Are you not using a caching registry mirror, instead pulling the same image from Hub for each runner...? If so that seems like it would be an easy win to add, unless you specifically do mostly hot/unique pulls.

The more efficient answer to those rate limits is almost always to pull less times for the same work rather than scaling in a way that circumvents them.

jacobwg|11 months ago

Today we (Depot) are not, though some of our customers configure this. For the moment at least, the ephemeral public IP architecture makes it generally unnecessary from a rate-limit perspective.

From a performance / efficiency perspective, we generally recommend using ECR Public images[0], since AWS hosts mirrors of all the "Docker official" images, and throughput to ECR Public is great from inside AWS.

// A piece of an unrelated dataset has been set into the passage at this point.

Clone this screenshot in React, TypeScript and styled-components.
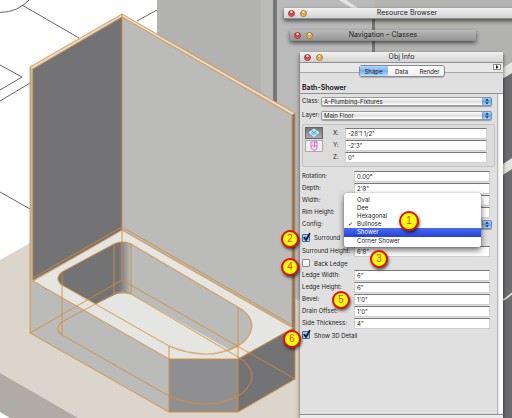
import React, { useState } from "react";
import styled, { createGlobalStyle, css } from "styled-components";

const Global = createGlobalStyle`
  * { box-sizing: border-box; }
  html, body, #root { height: 100%; }
  body {
    margin: 0;
    overflow: hidden;
    background: #bababa;
    color: #1c1c1c;
    font-family: Inter, "DejaVu Sans", sans-serif;
    font-size: 6px;
  }
  button, input, select { font: inherit; color: inherit; margin: 0; }
`;

const Desktop = styled.main`
  position: relative;
  height: 100vh;
  overflow: hidden;
`;

const Scene = styled.svg`
  position: absolute;
  inset: 0;
  width: 100%;
  height: 100%;
`;

/* ---------- palettes ---------- */

const Palette = styled.section<{ $x: number; $y: number; $right: number }>`
  position: absolute;
  left: ${(p) => p.$x}px;
  top: ${(p) => p.$y}px;
  right: ${(p) => p.$right}px;
  box-shadow: 0 2px 4px rgba(0, 0, 0, 0.6);
`;

const ObjectPalette = styled(Palette)`
  bottom: 0;
  display: flex;
  flex-direction: column;
  background: #e0e0e0;
`;

const TitleBar = styled.header<{ $dim?: boolean }>`
  display: grid;
  grid-template-columns: 26px 1fr 26px;
  align-items: center;
  height: 11px;
  flex: none;
  padding: 0 4px;
  border-bottom: 1px solid #8d8d8d;
  background: ${(p) =>
    p.$dim
      ? "linear-gradient(#b9b9b9, #979797)"
      : "linear-gradient(#f1f1f1, #d3d3d3)"};
`;

const Lights = styled.div`
  display: flex;
  gap: 5px;
`;

const Light = styled.button<{ $tone: "red" | "amber" }>`
  width: 7px;
  height: 7px;
  padding: 0;
  border: 1px solid ${(p) => (p.$tone === "red" ? "#a03330" : "#a9722f")};
  border-radius: 50%;
  background: ${(p) =>
    p.$tone === "red"
      ? "radial-gradient(circle at 50% 15%, #fff 0 12%, #d8302c 40%, #f77 100%)"
      : "radial-gradient(circle at 50% 15%, #fff 0 12%, #e39537 40%, #ffe38a 100%)"};
`;

const Title = styled.h2`
  margin: 0;
  font-size: 7px;
  line-height: 10px;
  font-weight: 400;
  text-align: center;
  white-space: nowrap;
`;

const TabStrip = styled.nav`
  position: relative;
  display: flex;
  justify-content: center;
  padding-top: 2px;
  height: 21px;
  flex: none;
  background: linear-gradient(#e8e8e8 9px, #a6a6a6 9px 10px, #e0e0e0 10px);
`;

const Tabs = styled.div`
  display: flex;
  height: 12px;
  border: 1px solid #8a8a8a;
  border-radius: 3px;
  overflow: hidden;
  background: linear-gradient(#fff, #eee);
  box-shadow: 0 1px 1px rgba(0, 0, 0, 0.2);
`;

const Tab = styled.button<{ $on: boolean }>`
  width: 28px;
  padding: 0;
  border: 0;
  font-size: 6px;
  line-height: 9px;
  background: ${(p) =>
    p.$on ? "linear-gradient(#b4d4f8, #73b0f2 50%, #b8e2ff)" : "transparent"};
`;

const MenuArrow = styled.button`
  position: absolute;
  right: 2px;
  top: 1px;
  width: 8px;
  height: 6px;
  padding: 0;
  border: 1px solid #8b8b8b;
  background: #fafafa;
  display: grid;
  place-items: center;
`;

const ObjectName = styled.h3`
  margin: 0;
  padding: 0 2px;
  flex: none;
  height: 10px;
  font-size: 7px;
  line-height: 8px;
  font-weight: 600;
  color: #111;
  border-bottom: 1px solid #8e8e8e;
`;

const Body = styled.div`
  flex: 1;
  display: grid;
  grid-template-columns: 1fr 6px;
  min-height: 0;
`;

const ScrollTrack = styled.div`
  border-left: 1px solid #b5b5b5;
  background: linear-gradient(90deg, #e4e4e4, #fff 40%);
`;

const Form = styled.form`
  padding: 1px 5px 0 2px;
`;

const StatusBar = styled.footer`
  flex: none;
  height: 4px;
  border-top: 1px solid #8e8e8e;
  background: #ececec;
`;

const Row = styled.div<{ $h?: number; $label?: number; $end?: number }>`
  position: relative;
  display: grid;
  grid-template-columns: ${(p) => p.$label ?? 52}px 1fr;
  align-items: center;
  height: ${(p) => p.$h ?? 12}px;
  padding-right: ${(p) => p.$end ?? 2}px;
`;

const Label = styled.label`
  white-space: nowrap;
  line-height: 8px;
`;

const Field = styled.input`
  width: 100%;
  min-width: 0;
  height: 11px;
  padding: 0 2px;
  border: 1px solid #cfcfcf;
  border-top-color: #777;
  background: #fff;
  line-height: 9px;
`;

const PopupWrap = styled.div`
  position: relative;
  display: grid;
  align-items: center;
`;

const Popup = styled.select`
  appearance: none;
  width: 100%;
  height: 9px;
  padding: 0 10px 0 2px;
  border: 1px solid #999;
  border-radius: 2px;
  background: linear-gradient(#fff, #dedede 50%, #fff);
  box-shadow: 0 1px 1px rgba(0, 0, 0, 0.3);
  line-height: 7px;
`;

const Stepper = styled.svg`
  position: absolute;
  right: 0;
  width: 10px;
  height: 9px;
  pointer-events: none;
`;

const Position = styled.fieldset`
  display: grid;
  grid-template-columns: 18px 1fr;
  gap: 10px;
  margin: 1px -3px 3px 0;
  padding: 2px 7px 3px 2px;
  min-width: 0;
  border: 1px solid #c2c2c2;
  border-radius: 2px;
  background: #dcdcdc;
`;

const ViewButtons = styled.div`
  display: flex;
  flex-direction: column;
  gap: 1px;
`;

const ViewButton = styled.button<{ $on?: boolean }>`
  height: 12px;
  padding: 0;
  display: grid;
  place-items: center;
  border: 1px solid ${(p) => (p.$on ? "#666" : "#aaa")};
  background: ${(p) => (p.$on ? "linear-gradient(#757575, #aaa)" : "#eee")};
  svg { display: block; width: 12px; height: 10px; }
`;

const Coords = styled.div`
  min-width: 0;
`;

const CheckRow = styled.label<{ $h: number }>`
  display: flex;
  align-items: center;
  gap: 4px;
  height: ${(p) => p.$h}px;
`;

const Check = styled.input`
  appearance: none;
  width: 8px;
  height: 8px;
  border: 1px solid #8a8a8a;
  border-radius: 1px;
  background: linear-gradient(#fff, #ececec);
  &:checked {
    border-color: #4869a0;
    background: linear-gradient(#b4d3f7, #63a2ea 50%, #a9d9ff);
  }
`;

const CheckBox = styled.span`
  position: relative;
  display: grid;
  svg {
    position: absolute;
    left: 0;
    top: -2px;
    width: 10px;
    height: 10px;
    pointer-events: none;
  }
`;

const Menu = styled.ul`
  position: absolute;
  z-index: 2;
  left: 42px;
  right: 11px;
  top: -25px;
  margin: 0;
  padding: 3px 0 2px;
  list-style: none;
  border-radius: 2px;
  background: #fff;
  box-shadow: 0 3px 6px rgba(0, 0, 0, 0.6), 0 0 1px rgba(0, 0, 0, 0.5);
`;

const MenuItem = styled.button<{ $active?: boolean }>`
  display: grid;
  grid-template-columns: 9px 1fr;
  width: 100%;
  height: 8px;
  padding: 0 0 0 4px;
  border: 0;
  background: transparent;
  line-height: 8px;
  text-align: left;
  ${(p) =>
    p.$active &&
    css`
      height: 9px;
      color: #fff;
      background: linear-gradient(#4a6cf0, #2440d6);
    `}
`;

const MenuTick = styled.span`
  font-family: "DejaVu Sans", sans-serif;
  color: #000;
`;

const Badge = styled.span<{ $x: number; $y: number; $size?: number }>`
  position: absolute;
  z-index: 3;
  left: ${(p) => p.$x}px;
  top: ${(p) => p.$y}px;
  width: ${(p) => p.$size ?? 18}px;
  height: ${(p) => p.$size ?? 18}px;
  display: grid;
  place-items: center;
  border: 2px solid #e80c0c;
  border-radius: 50%;
  background: #ffff08;
  box-shadow: 1px 2px 3px rgba(0, 0, 0, 0.6);
  color: #f0380c;
  font: 10px/12px "Liberation Sans", sans-serif;
`;

const StepperIcon = () => (
  <Stepper viewBox="0 0 10 9">
    <defs>
      <linearGradient id="step" x2="0" y2="1">
        <stop stopColor="#b7d6fa" />
        <stop offset=".5" stopColor="#6aa5ec" />
        <stop offset="1" stopColor="#b4e0ff" />
      </linearGradient>
    </defs>
    <rect x=".5" y=".5" width="9" height="8" rx="1.5" fill="url(#step)" stroke="#5f83b5" strokeWidth=".7" />
    <path d="M5 1.5 6.7 3.8H3.3zM5 7.5 3.3 5.2h3.4z" fill="#1e3455" />
  </Stepper>
);

const TickBox = ({ label, on, h }: { label: string; on?: boolean; h: number }) => {
  const [checked, setChecked] = useState(!!on);
  return (
    <CheckRow $h={h}>
      <CheckBox>
        <Check type="checkbox" checked={checked} onChange={() => setChecked(!checked)} />
        {checked && (
          <svg viewBox="0 0 10 10">
            <path d="M2 5.2 4 8 8 1.2" fill="none" stroke="#101820" strokeWidth="1.6" />
          </svg>
        )}
      </CheckBox>
      {label}
    </CheckRow>
  );
};

const TextRow = ({ id, label, value, h }: { id: string; label: string; value: string; h?: number }) => (
  <Row $h={h}>
    <Label htmlFor={id}>{label}</Label>
    <Field id={id} defaultValue={value} />
  </Row>
);

const WindowBar = ({ title, dim }: { title: string; dim?: boolean }) => (
  <TitleBar $dim={dim}>
    <Lights>
      <Light $tone="red" aria-label="Close" />
      <Light $tone="amber" aria-label="Minimize" />
    </Lights>
    <Title>{title}</Title>
  </TitleBar>
);

const BathScene = () => (
  <Scene viewBox="0 0 512 418" preserveAspectRatio="xMinYMin slice" aria-hidden="true">
    <defs>
      <linearGradient id="corner">
        <stop stopColor="#737376" />
        <stop offset=".35" stopColor="#77777b" />
        <stop offset="1" stopColor="#bbbcba" />
      </linearGradient>
    </defs>
    <rect width="512" height="418" fill="#bababa" />
    <rect width="157" height="418" fill="#fff" />
    <rect x="157" width="104" height="120" fill="#b2b2b1" />
    <rect x="261" width="12" height="120" fill="#bbbcba" />
    <rect x="273" width="4" height="110" fill="#77777a" />
    <rect x="375" width="137" height="70" fill="#b3b3b2" />
    <rect x="372" y="17" width="3" height="40" fill="#77777a" />
    <path d="M339 0h7l12 8h-6z" fill="#e4e4e0" />
    <path d="M500 80 512 73V418H500z" fill="#6c6c6e" />
    <path d="M500 70 512 62V73L500 80zM500 166 512 158V169L500 177z" fill="#e4e4df" />
    <path d="M500 301Q507 299 512 293" fill="none" stroke="#e4e4df" strokeWidth="1.5" />

    <g fill="none" stroke="#666" strokeWidth="1">
      <path d="M0 12.5Q18 12 29 0M22 5 79 38M137 21 157 10M0 65 22 77 0 90M0 101 30 83M0 192 30 209" />
    </g>

    <path d="M0 260 30 243 300 300V418H0z" fill="#dcd5cb" />
    <path d="M0 373 78 418H0z" fill="#b0aba5" />
    <path d="M0 412 10 418H0z" fill="#fff" />

    <path d="M30 67 122 14 295 113V379L238 412H169L30 333z" fill="#bbbcba" />
    <path d="M30 67 122 14 295 113 292 115 122 17 33 69z" fill="#e6ded2" />
    <path d="M33 69 122 17V231L33 280z" fill="#737376" />
    <path d="M292 115 295 113V327L292 328z" fill="#77777a" />
    <path d="M33 281 122 230 293 328 238 359H169z" fill="#e5e6e2" />

    <path d="M62 285Q54 279 62 272L114 244Q122 240 131 244L238 307Q252 315 252 327 250 339 238 346L230 350 131 294H116L96 304z" fill="#bbbcba" />
    <path d="M62 285Q54 279 62 272L114 244V295L96 304z" fill="#737376" />
    <path d="M114 244Q122 240 131 244V294Q122 290 114 295z" fill="url(#corner)" />

    <path d="M169 359H238V412H169z" fill="#8f8f92" />
    <path d="M238 359 295 327V379L238 412z" fill="#737376" />

    <g fill="none" stroke="#d38d36" strokeOpacity=".62" strokeWidth="1.4" strokeLinejoin="round">
      <path d="M30 67 122 14 295 113V379L238 412H169L30 333z" />
      <path d="M32.500 280V69L122 17 292 115V326" />
      <path d="M122 14V280M30 333 122 280 295 379M33 278 122 227 292 325" />
      <path d="M33 281 122 230 293 328 238 359H169z" />
      <path d="M62 285Q54 279 62 272L114 244Q122 240 131 244L238 307Q252 315 252 327 250 339 238 346 220 355 203 354 185 353 169 346z" />
      <path d="M62 335Q54 329 62 322L114 294Q122 290 131 294L238 357Q252 365 252 377 250 389 238 396 220 405 203 404 185 403 169 396z" />
      <path d="M62 273V335M114 244V294M131 244V294M238 307V412M169 346V412" />
    </g>
  </Scene>
);

const CONFIGS = ["Oval", "Dee", "Hexagonal", "Bullnose", "Shower", "Corner Shower"];

export default function App() {
  const [tab, setTab] = useState("Shape");
  const [config, setConfig] = useState("Bullnose");

  return (
    <>
      <Global />
      <Desktop>
        <BathScene />

        <Palette $x={284} $y={8} $right={-18}>
          <WindowBar title="Resource Browser" />
        </Palette>
        <Palette $x={290} $y={30} $right={36}>
          <WindowBar title="Navigation – Classes" dim />
        </Palette>

        <ObjectPalette $x={300} $y={52} $right={9}>
          <WindowBar title="Obj Info" />
          <TabStrip>
            <Tabs>
              {["Shape", "Data", "Render"].map((t) => (
                <Tab key={t} $on={t === tab} onClick={() => setTab(t)}>
                  {t}
                </Tab>
              ))}
            </Tabs>
            <MenuArrow aria-label="Palette menu">
              <svg width="4" height="4" viewBox="0 0 4 4">
                <path d="M1 0 3.500 2 1 4z" fill="#111" />
              </svg>
            </MenuArrow>
          </TabStrip>
          <ObjectName>Bath-Shower</ObjectName>
          <Body>
            <Form>
              <Row $h={12} $label={19} $end={0}>
                <Label htmlFor="class">Class:</Label>
                <PopupWrap>
                  <Popup id="class">
                    <option>A-Plumbing-Fixtures</option>
                  </Popup>
                  <StepperIcon />
                </PopupWrap>
              </Row>
              <Row $h={16} $label={19} $end={0}>
                <Label htmlFor="layer">Layer:</Label>
                <PopupWrap>
                  <Popup id="layer">
                    <option>Main Floor</option>
                  </Popup>
                  <StepperIcon />
                </PopupWrap>
              </Row>
              <Position>
                <ViewButtons>
                  <ViewButton type="button" $on aria-label="Plan position">
                    <svg viewBox="0 0 12 10">
                      <path d="M6 1 11 4.500 6 8.500 1 4.500z" fill="#8fe0f8" stroke="#d8f8ff" />
                      <path d="M3.500 2.800 8.500 6.700M8.500 2.800 3.500 6.700" stroke="#3b9fc8" strokeWidth=".8" />
                    </svg>
                  </ViewButton>
                  <ViewButton type="button" aria-label="Elevation position">
                    <svg viewBox="0 0 12 10">
                      <path d="M3 1V7.500L6.500 9.500 9 8V1H6.500V6M3 1H9M3 5H9" fill="#fbe3f8" stroke="#d855c8" strokeWidth=".8" />
                    </svg>
                  </ViewButton>
                </ViewButtons>
                <Coords>
                  <Row $label={12} $end={0}>
                    <Label htmlFor="x">X:</Label>
                    <Field id="x" defaultValue={"-28'1 1/2\""} />
                  </Row>
                  <Row $label={12} $end={0}>
                    <Label htmlFor="y">Y:</Label>
                    <Field id="y" defaultValue={"-2'3\""} />
                  </Row>
                  <Row $label={12} $end={0}>
                    <Label htmlFor="z">Z:</Label>
                    <Field id="z" defaultValue={'0"'} />
                  </Row>
                </Coords>
              </Position>
              <TextRow id="rotation" label="Rotation:" value="0.00°" />
              <TextRow id="depth" label="Depth:" value={"2'8\""} />
              <TextRow id="width" label="Width:" value={"5'0\""} />
              <TextRow id="rim" label="Rim Height:" value={"1'6\""} />
              <Row $end={0}>
                <Label htmlFor="config">Config:</Label>
                <PopupWrap>
                  <Popup id="config" value={config} onChange={(e) => setConfig(e.target.value)}>
                    {CONFIGS.map((c) => (
                      <option key={c}>{c}</option>
                    ))}
                  </Popup>
                  <StepperIcon />
                </PopupWrap>
                <Menu>
                  {CONFIGS.map((c) => (
                    <li key={c}>
                      <MenuItem type="button" $active={c === "Shower"} onClick={() => setConfig(c)}>
                        <MenuTick>{c === config ? "✓" : ""}</MenuTick>
                        {c}
                      </MenuItem>
                    </li>
                  ))}
                </Menu>
              </Row>
              <TickBox label="Surround" on h={15} />
              <TextRow id="surround-height" label="Surround Height:" value={"6'8\""} />
              <TickBox label="Back Ledge" h={12} />
              <TextRow id="ledge-width" label="Ledge Width:" value={'6"'} />
              <TextRow id="ledge-height" label="Ledge Height:" value={'6"'} />
              <TextRow id="bevel" label="Bevel:" value={"1'0\""} />
              <TextRow id="drain" label="Drain Offset:" value={"1'0\""} />
              <TextRow id="side" label="Side Thickness:" value={'4"'} />
              <TickBox label="Show 3D Detail" on h={12} />
            </Form>
            <ScrollTrack />
          </Body>
          <StatusBar />
        </ObjectPalette>

        <Badge $x={399} $y={211} $size={20}>1</Badge>
        <Badge $x={281} $y={230}>2</Badge>
        <Badge $x={370} $y={250}>3</Badge>
        <Badge $x={281} $y={258}>4</Badge>
        <Badge $x={332} $y={291}>5</Badge>
        <Badge $x={283} $y={330}>6</Badge>
      </Desktop>
    </>
  );
}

[0] https://gallery.ecr.aws/

philsnow|11 months ago

> Configured a block-level in-memory disk accelerator / cache (fs operations at the speed of RAM!)

I'm slightly old; is that the same thing as a ramdisk? https://en.wikipedia.org/wiki/RAM_drive

jacobwg|11 months ago

Exactly, a ramdisk-backed writeback cache for the root volume for Linux. For macOS we wrote a custom nbd filter to achieve the same thing.

seanlaff|11 months ago

The ramdisk that overflows to a real disk is a cool concept that I didn't previously consider. Is this just clever use of bcache? If you have any docs about how this was set up I'd love to read them.

yencabulator|11 months ago

> - Configured a block-level in-memory disk accelerator / cache (fs operations at the speed of RAM!)

Everyone Linux kernel does that already. I currently have 20 GB of disk cached in RAM on this laptop.